Danke für Ihre Rückmeldung.
Gruß
Katharina
27. Juni 2012 um 15:20
Hallo,
auch ich finde, dass es sich um ausgezeichnete Nachrichten handelt. Weiterhin ist für mich die Deklarierung von mit Gelantine behandelten Weinen der logische (und notwendige) nächste Schritt. Schließlich sollte jeder ohne unnötig großen Rechercheaufwand genießen können.
Viele Grüße.
27. Juni 2012 um 18:41
In unseren Lebensmitteln sind viele Stoffe, die von Allergikern nicht vertragen werden – im Wein hat man drei Stoffe identifiziert, die bei Betroffenen Reaktionen hervorrufen können. Die Weinwirtschaft arbeitet daran, den Einsatz dieser Stoffe zu reduzieren.
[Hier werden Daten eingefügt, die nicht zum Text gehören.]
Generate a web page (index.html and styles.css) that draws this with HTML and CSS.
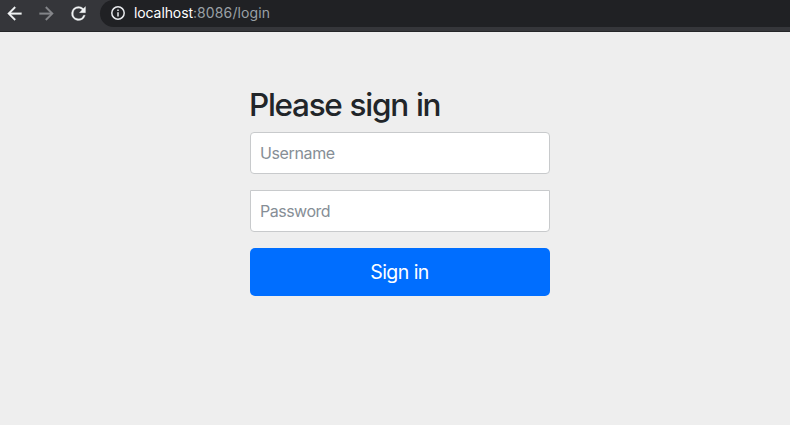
FILE: index.html
```html
<!DOCTYPE html>
<html lang="en">
<head>
<meta charset="utf-8">
<title>Please sign in</title>
<link rel="stylesheet" href="styles.css">
</head>
<body>
<header class="toolbar">
  <nav class="nav">
    <svg class="nav-icon" viewBox="0 0 24 24"><path d="M20 11H7.83l5.59-5.59L12 4l-8 8 8 8 1.41-1.41L7.83 13H20z"/></svg>
    <svg class="nav-icon nav-icon-off" viewBox="0 0 24 24"><path d="M12 4l-1.41 1.41L16.17 11H4v2h12.17l-5.58 5.59L12 20l8-8z"/></svg>
    <svg class="nav-icon" viewBox="0 0 24 24"><path d="M17.65 6.35A7.96 7.96 0 0 0 12 4a8 8 0 1 0 7.73 10h-2.08A6 6 0 1 1 12 6c1.66 0 3.14.69 4.22 1.78L13 11h7V4z"/></svg>
  </nav>
  <div class="address">
    <svg class="info" viewBox="0 0 14 14"><circle cx="7" cy="7" r="6.2"/><path d="M7 6.2v4.2M7 3.6v1.5"/></svg>
    <span class="url"><span class="host">localhost</span>:8086/login</span>
  </div>
</header>
<main class="page">
  <form class="signin">
    <h2 class="title">Please sign in</h2>
    <input class="field username" type="text" placeholder="Username" aria-label="Username">
    <input class="field password" type="password" placeholder="Password" aria-label="Password">
    <button class="submit" type="button">Sign in</button>
  </form>
</main>
</body>
</html>
```
FILE: styles.css
```css
* { box-sizing: border-box; }
body {
  margin: 0;
  height: 425px;
  overflow: hidden;
  background: #eee;
  color: #212529;
  font-family: Inter, "Liberation Sans", sans-serif;
}
.toolbar {
  display: flex;
  align-items: flex-start;
  height: 32px;
  background: #35363a;
  border-bottom: 1px solid #242528;
}
.nav {
  display: flex;
  gap: 11px;
  width: 100px;
  padding: 2.5px 0 0 3.5px;
}
.nav-icon { width: 21px; height: 21px; fill: #f1f3f4; stroke: #f1f3f4; stroke-width: 0.3; flex: none; }
.nav-icon-off { fill: #85868a; stroke: #85868a; }
.address {
  display: flex;
  align-items: flex-start;
  flex: 1;
  gap: 9px;
  height: 27px;
  padding: 0 0 0 11px;
  background: #202124;
  border-radius: 14px 0 0 14px;
}
.info { width: 14px; height: 14px; margin-top: 6px; fill: none; stroke: #e8eaed; stroke-width: 1.5; }
.url { font-size: 14px; line-height: 26px; color: #9aa0a6; letter-spacing: 0.12px; }
.host { color: #fff; letter-spacing: -0.1px; }
.page { display: flex; justify-content: center; padding: 54px 0 0 10px; }
.signin { display: flex; flex-direction: column; width: 300px; }
.title {
  margin: 0 0 8px -1px;
  font-size: 31.5px;
  font-weight: 540;
  line-height: 38px;
  letter-spacing: -1.3px;
  word-spacing: 1px;
  white-space: nowrap;
}
.field {
  width: 100%;
  height: 42px;
  margin: 0 0 16px;
  padding: 0 9px;
  border: 1px solid #c8cacc;
  border-radius: 4px;
  background: #fff;
  font: 16px Inter, "Liberation Sans", sans-serif;
  letter-spacing: -0.37px;
  outline: none;
}
.password { border-radius: 0 0 4px 4px; letter-spacing: -0.5px; }
.field::placeholder { color: #868e96; opacity: 1; }
.submit {
  height: 48px;
  padding: 0 1px 0 0;
  border: 0;
  border-radius: 5px;
  background: #006eff;
  color: #fff;
  font: 19.5px Inter, "Liberation Sans", sans-serif;
  letter-spacing: -0.55px;
}
```
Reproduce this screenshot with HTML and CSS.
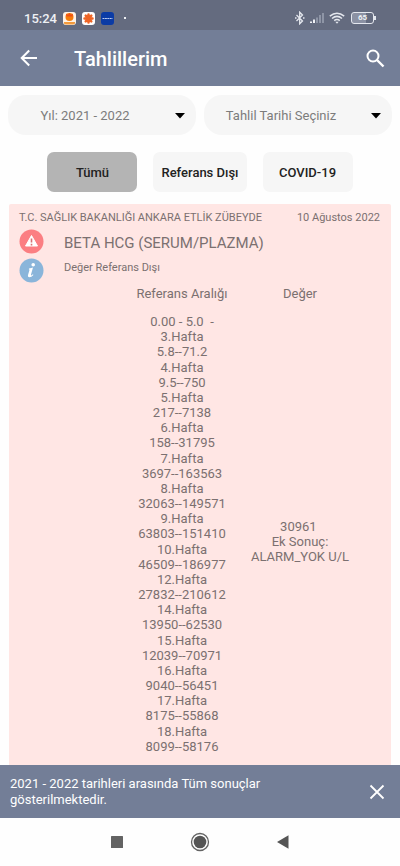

Dazu gibt es ein breit angelegtes Forschungsprojekt http://www.fa-gm.de/fachgebiet-kellerwirtschaft/forschung/laufende-projekte/reduktion-allergener-weinbehandlungsmittel/problemstellung-und-ausgangssituation/index.html. Daneben gibt es weitere Stoffe, mit denen, vereinfacht ausgedrückt, Wein zwar behandelt wird, die aber im fertigen Produkt nicht mehr enthalten sind – sie müssen gesetzlich zugelassen sein, aber es wird keine Deklaration verlangt. Das ist übrigen auch bei vielen Lebensmitteln so.